Gender in Professional Trader Training
Financial Skills, a trading company that trains junior traders on real-time market simulation software, found that their male trainees lost on average about 35% more over the course of their first year of trading compared to their female trainees. The firm found that men broke “house rules” more often than women did, and entered a significantly higher volume of trades, which they believed accounted for the differential. The latter point is interesting and evidentially significant withint our debate, because it mirrors the evidence of male over-trading which was present in the 2001 study.

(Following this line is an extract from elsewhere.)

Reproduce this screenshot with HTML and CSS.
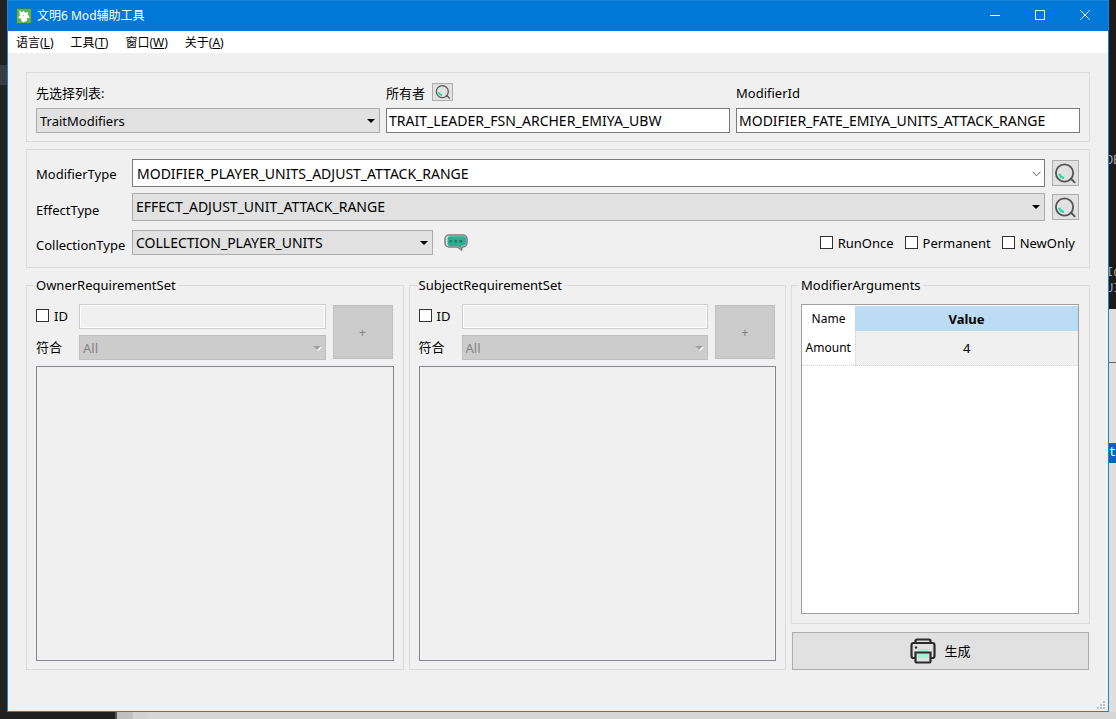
FILE: index.html
```
<!DOCTYPE html>
<html lang="zh-CN">
<head>
<meta charset="utf-8">
<title>文明6 Mod辅助工具</title>
<link rel="stylesheet" href="styles.css">
</head>
<body>
<svg class="defs" width="0" height="0" aria-hidden="true">
  <symbol id="search" viewBox="0 0 24 24">
    <circle cx="11" cy="11.500" r="9" fill="none" stroke="#555" stroke-width="1.900"/>
    <path d="M16.500 18.500l1.500-1 4 4.300" stroke="#555" stroke-width="2" fill="none"/>
    <path d="M5.500 12.300a5.600 5.600 0 0 0 5 4.300" stroke="#1fdca5" stroke-width="2.300" fill="none"/>
  </symbol>
</svg>
<div class="desktop">
  <div class="edge-left"></div>
  <div class="window">
    <header class="titlebar">
      <svg class="app-icon" viewBox="0 0 16 16" aria-hidden="true">
        <rect x=".5" y=".5" width="15" height="15" rx="1" fill="#59b365" stroke="#2b7d6c"/>
        <path d="M3.500 2l2.500 2.500 1.500-2 1.500 2.300 3-.8-.2 2.500 2 3.200-3 .5.300 2.300-3.600 1.800-2.300-1 .3-2L2 9.500l1.800-1.800z" fill="#fff"/>
        <path d="M6.500 7l1.500 1" stroke="#8ac994" fill="none"/>
      </svg>
      <h1 class="title">文明6 Mod辅助工具</h1>
      <div class="controls">
        <button class="control" aria-label="最小化"><svg viewBox="0 0 10 10"><path d="M0 5.500h10"/></svg></button>
        <button class="control" aria-label="最大化"><svg viewBox="0 0 10 10"><path d="M.5.500h9v9h-9z"/></svg></button>
        <button class="control" aria-label="关闭"><svg viewBox="0 0 10 10"><path d="M.3.300l9.400 9.400M9.700.300L.3 9.700"/></svg></button>
      </div>
    </header>
    <nav class="menu">
      <button class="menu-item">语言(<u>L</u>)</button>
      <button class="menu-item">工具(<u>T</u>)</button>
      <button class="menu-item">窗口(<u>W</u>)</button>
      <button class="menu-item">关于(<u>A</u>)</button>
    </nav>
    <main class="content">
      <section class="panel source">
        <div class="field">
          <div class="field-head"><label for="list">先选择列表:</label></div>
          <span class="combo"><select id="list"><option>TraitModifiers</option></select></span>
        </div>
        <div class="field">
          <div class="field-head"><label for="owner">所有者</label>
            <button class="tool small" aria-label="搜索所有者"><svg><use href="#search"/></svg></button></div>
          <input class="text code-name" id="owner" value="TRAIT_LEADER_FSN_ARCHER_EMIYA_UBW">
        </div>
        <div class="field">
          <div class="field-head"><label for="modifier-id">ModifierId</label></div>
          <input class="text code-name" id="modifier-id" value="MODIFIER_FATE_EMIYA_UNITS_ATTACK_RANGE">
        </div>
      </section>

      <section class="panel types">
        <div class="type-row">
          <label for="modifier-type">ModifierType</label>
          <span class="combo editable"><input class="text code-name" id="modifier-type" value="MODIFIER_PLAYER_UNITS_ADJUST_ATTACK_RANGE"><svg class="chevron" viewBox="0 0 9 6" aria-hidden="true"><path d="M.5.800l4 4 4-4"/></svg></span>
          <button class="tool" aria-label="搜索 ModifierType"><svg><use href="#search"/></svg></button>
        </div>
        <div class="type-row">
          <label for="effect-type">EffectType</label>
          <span class="combo"><select class="code-name" id="effect-type"><option>EFFECT_ADJUST_UNIT_ATTACK_RANGE</option></select></span>
          <button class="tool" aria-label="搜索 EffectType"><svg><use href="#search"/></svg></button>
        </div>
        <div class="type-row collection">
          <label for="collection-type">CollectionType</label>
          <span class="combo"><select class="code-name" id="collection-type"><option>COLLECTION_PLAYER_UNITS</option></select></span>
          <button class="comment" aria-label="注释"><svg viewBox="0 0 24 17">
            <path d="M5 1h14a4 4 0 0 1 4 4v4a4 4 0 0 1-4 4h-1l-.5 3-4-3H5a4 4 0 0 1-4-4V5a4 4 0 0 1 4-4z" fill="#d8e8e4" stroke="#7b7b7b" stroke-width="1.500"/>
            <path d="M6 2.300h13.500a2.500 2.500 0 0 1 2.500 2.500v4a3 3 0 0 1-3 3h-2v2.500L13.500 12H6a2.500 2.500 0 0 1-2.500-2.500V5A2.600 2.600 0 0 1 6 2.300z" fill="#26b094"/>
            <path d="M5.500 6h2.500v2.500H5.500zM10.500 6H13v2.500h-2.500zM15.500 6H18v2.500h-2.500z" fill="#4e6460"/>
          </svg></button>
          <div class="flags">
            <label class="check"><input type="checkbox">RunOnce</label>
            <label class="check"><input type="checkbox">Permanent</label>
            <label class="check"><input type="checkbox">NewOnly</label>
          </div>
        </div>
      </section>

      <div class="groups">
        <fieldset class="group">
          <legend>OwnerRequirementSet</legend>
          <div class="group-body">
            <div class="requirement">
              <label class="check"><input type="checkbox">ID</label>
              <input class="text" aria-label="Owner ID" disabled>
              <label for="owner-match">符合</label>
              <span class="combo off"><select id="owner-match" disabled><option>All</option></select></span>
              <button class="add" disabled>+</button>
            </div>
            <div class="tree"></div>
          </div>
        </fieldset>
        <fieldset class="group">
          <legend>SubjectRequirementSet</legend>
          <div class="group-body">
            <div class="requirement">
              <label class="check"><input type="checkbox">ID</label>
              <input class="text" aria-label="Subject ID" disabled>
              <label for="subject-match">符合</label>
              <span class="combo off"><select id="subject-match" disabled><option>All</option></select></span>
              <button class="add" disabled>+</button>
            </div>
            <div class="tree"></div>
          </div>
        </fieldset>
        <div class="side">
          <fieldset class="group">
            <legend>ModifierArguments</legend>
            <div class="group-body">
              <div class="table-box">
                <table class="arguments">
                  <thead><tr><th class="name">Name</th><th class="value">Value</th></tr></thead>
                  <tbody><tr><td class="name">Amount</td><td class="value">4</td></tr></tbody>
                </table>
              </div>
            </div>
          </fieldset>
          <button class="generate">
            <svg viewBox="0 0 26 26" aria-hidden="true">
              <path d="M8 11h10v9H8z" fill="#a8efd2"/>
              <path d="M5.500 20H3.500A2 2 0 0 1 1.500 18V7a2 2 0 0 1 2-2h19a2 2 0 0 1 2 2v11a2 2 0 0 1-2 2h-2M5.500 5V3a1.500 1.500 0 0 1 1.500-1.500h12A1.500 1.500 0 0 1 20.500 3v2M5.500 14.500h15V23a1.500 1.500 0 0 1-1.500 1.500H7A1.500 1.500 0 0 1 5.500 23z" fill="none" stroke="#2b2b2b" stroke-width="2.200"/>
              <circle cx="6" cy="9.500" r="1.200" fill="#2b2b2b"/>
            </svg>生成
          </button>
        </div>
      </div>
    </main>
    <svg class="grip" viewBox="0 0 8 8" aria-hidden="true"><path d="M6 0h2v2H6zM3 3h2v2H3zM6 3h2v2H6zM0 6h2v2H0zM3 6h2v2H3zM6 6h2v2H6z" fill="#bdbdbd"/></svg>
  </div>
  <div class="edge-right">
    <div class="code"><span>DE</span><span>Id</span><span>UI</span></div>
    <div class="pale"><span class="selection">t</span></div>
  </div>
  <div class="edge-bottom"></div>
</div>
</body>
</html>
```
FILE: styles.css
```
* { box-sizing: border-box; }

body {
  margin: 0;
  font: 13px/20px "Noto Sans", "Noto Sans CJK SC", sans-serif;
  color: #000;
}

button, input, select { margin: 0; font: inherit; color: inherit; border-radius: 0; }
.defs { position: absolute; }

.desktop {
  display: grid;
  grid-template-columns: 7px minmax(0, 1fr) 7px;
  grid-template-rows: minmax(0, 1fr) 7px;
  min-height: 100vh;
  background: #222;
}
.edge-left { background: linear-gradient(#222 65px, #3b3b42 65px 85px, #222 85px); }
.edge-bottom {
  grid-column: 1 / -1;
  background: linear-gradient(90deg, #202020 115px, #555 115px 117px, #c0c0c0 117px 133px, #d2d2d2 133px 147px, #d6d6d6 147px);
}
.edge-right {
  display: flex;
  flex-direction: column;
  overflow: hidden;
  font: 12px/16px "Liberation Mono", monospace;
  color: #aaa;
}
.code {
  display: grid;
  grid-template-rows: 112px 16px;
  align-content: start;
  height: 309px;
  padding-top: 153px;
  background: #1b1b1b;
}
.code span { margin-left: -3px; }
.pale {
  flex: 1;
  padding-top: 134px;
  background: linear-gradient(#dedede 53px, #666 53px 54px, #dedede 54px);
}
.selection { display: block; line-height: 20px; background: #0067c0; color: #fff; }

.window {
  position: relative;
  display: flex;
  flex-direction: column;
  border: 1px solid #1883d7;
  border-top: 0;
  background: #f0f0f0;
}

.titlebar {
  display: flex;
  align-items: center;
  height: 31px;
  padding-left: 8px;
  border-top: 1px solid #1883d7;
  background: #0078d7;
  color: #fff;
}
.app-icon { width: 16px; height: 16px; }
.title { margin: 0 0 0 5px; font-size: 12px; font-weight: 400; }
.controls { display: flex; align-self: stretch; margin: 0 1px 2px auto; }
.control { width: 45px; padding: 0; border: 0; background: none; }
.control svg { display: block; width: 10px; height: 10px; margin: 0 auto; fill: none; stroke: #fff; }

.menu { display: flex; gap: 17px; height: 22px; padding: 2px 8px 0; background: #fff; }
.menu-item { padding: 0; border: 0; background: none; font-size: 12px; }

.content { flex: 1; display: flex; flex-direction: column; gap: 7px; padding: 19px 18px 41px; }
.panel { padding: 9px; border: 1px solid #dcdcdc; }

.source { display: grid; grid-template-columns: repeat(3, minmax(0, 1fr)); gap: 6px; padding-bottom: 8px; }
.field-head { display: flex; align-items: center; gap: 7px; height: 20px; margin-bottom: 6px; }
.field-head label { padding-top: 2px; }

.text {
  display: block;
  width: 100%;
  min-width: 0;
  height: 25px;
  padding: 0 2px;
  border: 1px solid #7a7a7a;
  background: #fff;
}
.code-name { font-size: 14px; }
.text:disabled { border-color: #ccc; background: #f0f0f0; box-shadow: inset 0 0 0 1px #fff; }

.combo { position: relative; display: block; height: 25px; }
.combo select {
  appearance: none;
  display: block;
  width: 100%;
  height: 100%;
  padding: 0 20px 0 3px;
  border: 1px solid #adadad;
  background: #e1e1e1;
  opacity: 1;
}
.combo:not(.editable)::after {
  content: "";
  position: absolute;
  top: 50%;
  right: 5px;
  margin-top: -2px;
  border: 4px solid transparent;
  border-top-color: #000;
  border-bottom: 0;
  pointer-events: none;
}
.combo.off select { border-color: #bfbfbf; background: #ccc; color: #838383; }
.combo.off::after { border-top-color: #a0a0a0; filter: drop-shadow(1px 1px 0 #fff); }
.editable .text { height: 100%; padding-left: 4px; }
.chevron { position: absolute; top: 12px; right: 4px; width: 9px; height: 6px; fill: none; stroke: #555; }

.tool { width: 27px; height: 26px; padding: 0; border: 1px solid #adadad; background: #e1e1e1; }
.tool svg { display: block; width: 23px; height: 23px; margin: auto; }
.tool.small { width: 21px; height: 18px; }
.tool.small svg { width: 16px; height: 16px; }

.types { display: grid; gap: 6px; padding: 9px 10px 12px 9px; }
.type-row {
  display: grid;
  grid-template-columns: 90px minmax(0, 1fr) 28px;
  column-gap: 6px;
  align-items: center;
  white-space: nowrap;
}
.type-row .combo { height: 28px; }
.type-row .tool { justify-self: end; }
.type-row > label { padding-top: 2px; }
.type-row:nth-child(2) > label { padding-top: 6px; }
.collection > label:first-child { padding-top: 4px; }
.collection { grid-template-columns: 90px 301px 24px minmax(0, 1fr); margin-top: 3px; }
.collection .combo { height: 25px; }
.comment { width: 24px; height: 17px; margin-left: 5px; padding: 0; border: 0; background: none; }
.comment svg { display: block; width: 24px; height: 17px; }
.flags { display: flex; justify-content: flex-end; gap: 11px; padding-right: 4px; }

.check { display: flex; align-items: center; gap: 5px; }
.check input { appearance: none; width: 13px; height: 13px; border: 1px solid #333; background: #fff; }
.check input:checked { background: #0078d7; }

.groups {
  flex: 1;
  display: grid;
  grid-template-columns: minmax(0, 1fr) minmax(0, 1fr) 299px;
  gap: 5px;
}
.group {
  display: flex;
  flex-direction: column;
  min-width: 0;
  margin: 0;
  padding: 0 9px 8px;
  border: 1px solid #dcdcdc;
}
.group legend { margin-left: -2px; padding: 0 2px; line-height: 20px; }
.group-body { flex: 1; display: flex; flex-direction: column; gap: 6px; min-height: 0; padding-top: 9px; }
.requirement {
  display: grid;
  grid-template-columns: 36px minmax(0, 1fr) 60px;
  gap: 6px 7px;
  align-items: center;
  padding-right: 1px;
}
.requirement label { padding-bottom: 2px; }
.add {
  grid-column: 3;
  grid-row: 1 / 3;
  height: 54px;
  padding: 2px 0 0;
  border: 1px solid #bfbfbf;
  background: #ccc;
  color: #838383;
  font-size: 12px;
}
.tree { flex: 1; border: 1px solid #828790; }

.side { display: flex; flex-direction: column; gap: 8px; }
.side .group { flex: 1; }
.side .group-body { padding-bottom: 1px; }
.table-box { flex: 1; margin-right: 1px; padding-top: 1px; border: 1px solid #a0a0a0; background: #fff; }
.arguments { width: 100%; border-collapse: collapse; text-align: center; }
.arguments th, .arguments td { padding: 0; }
.arguments th { height: 25px; }
.arguments td { height: 34px; border-bottom: 1px dotted #d0d0d0; }
.arguments .name { width: 53px; font-size: 12px; font-weight: 400; }
.arguments td.value { border-left: 1px dotted #d0d0d0; background: #f0f0f0; }
.arguments th.value { background: #bcdcf4; }
.generate {
  display: flex;
  align-items: center;
  justify-content: center;
  gap: 8px;
  height: 38px;
  margin: 0 1px;
  border: 1px solid #adadad;
  background: #e1e1e1;
}
.generate svg { width: 26px; height: 26px; }
.grip { position: absolute; right: 3px; bottom: 2px; width: 8px; height: 8px; }
```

Gender Performance on the Trading Floor
Recent research published by the University of Leicester in 2016, “The Role of Hormones in the Financial Markets”, found not only that female traders tended to outperform male traders, but that in a sample, the best and worst performers at any given time were more likely to be male than female. This suggests that men tend to trade in a riskier way than women. The study also found that professional trading desks in the City of London were approximately 95% male and 5% female, and that their total returns would be improved if the gender ratio among staff was made more equal. The study also went on to speculate that market crashes would be less severe if trading desks were more equally balanced by gender, but without producing any direct evidence of this.
Women’s Investment Clubs
The American National Association of Investors Corporation conducted a comparative study of the returns of women’s investment clubs against men’s investment clubs in the U.S.A. over a fifteen-year period, between 1980 and 1995. They found that not only did the all-women clubs produce slightly higher average annual returns (13% against 12.3% for the all-men clubs), they also outperformed annually in nine of the fifteen years surveyed.
So, what conclusions can we draw from this evidence? The first thing to note is that while it tends to point in the same direction, it would be better to have wider-ranging studies with more sampling. Access to more recent account data from Forex brokers would provide an interesting window into gender differentials. However, there is enough here to conclude that on average, women trade slightly more profitably than men. How do they do it? By being more cautious, trading less, and by being more risk averse. Women also tend to have more realistic self-assessment than men, for example by being less confident than men that they will be able to make a profit trading. As this is only average, aggregated behavior, this means that almost as many women as men can learn something from this.
The most important lesson to be learned is that the primary root causes of unprofitable trading are overconfidence and indecision. It is great to have confidence that you will become a profitable trader, but you need to be realistic about the fact that you will almost certainly have to work through a period of hard struggle to get there. The simplicity of trading, coupled with the fact that there are a few well-known and simple profitable edges, makes it easy to overestimate your probability of profitability. For most new traders, this is the first challenge. The second challenge usually comes later, as traders begin to develop good instincts, but too often second guess those instincts after entering a trade, ruining the chance of profitability through hasty and emotionally driven over-management of trades.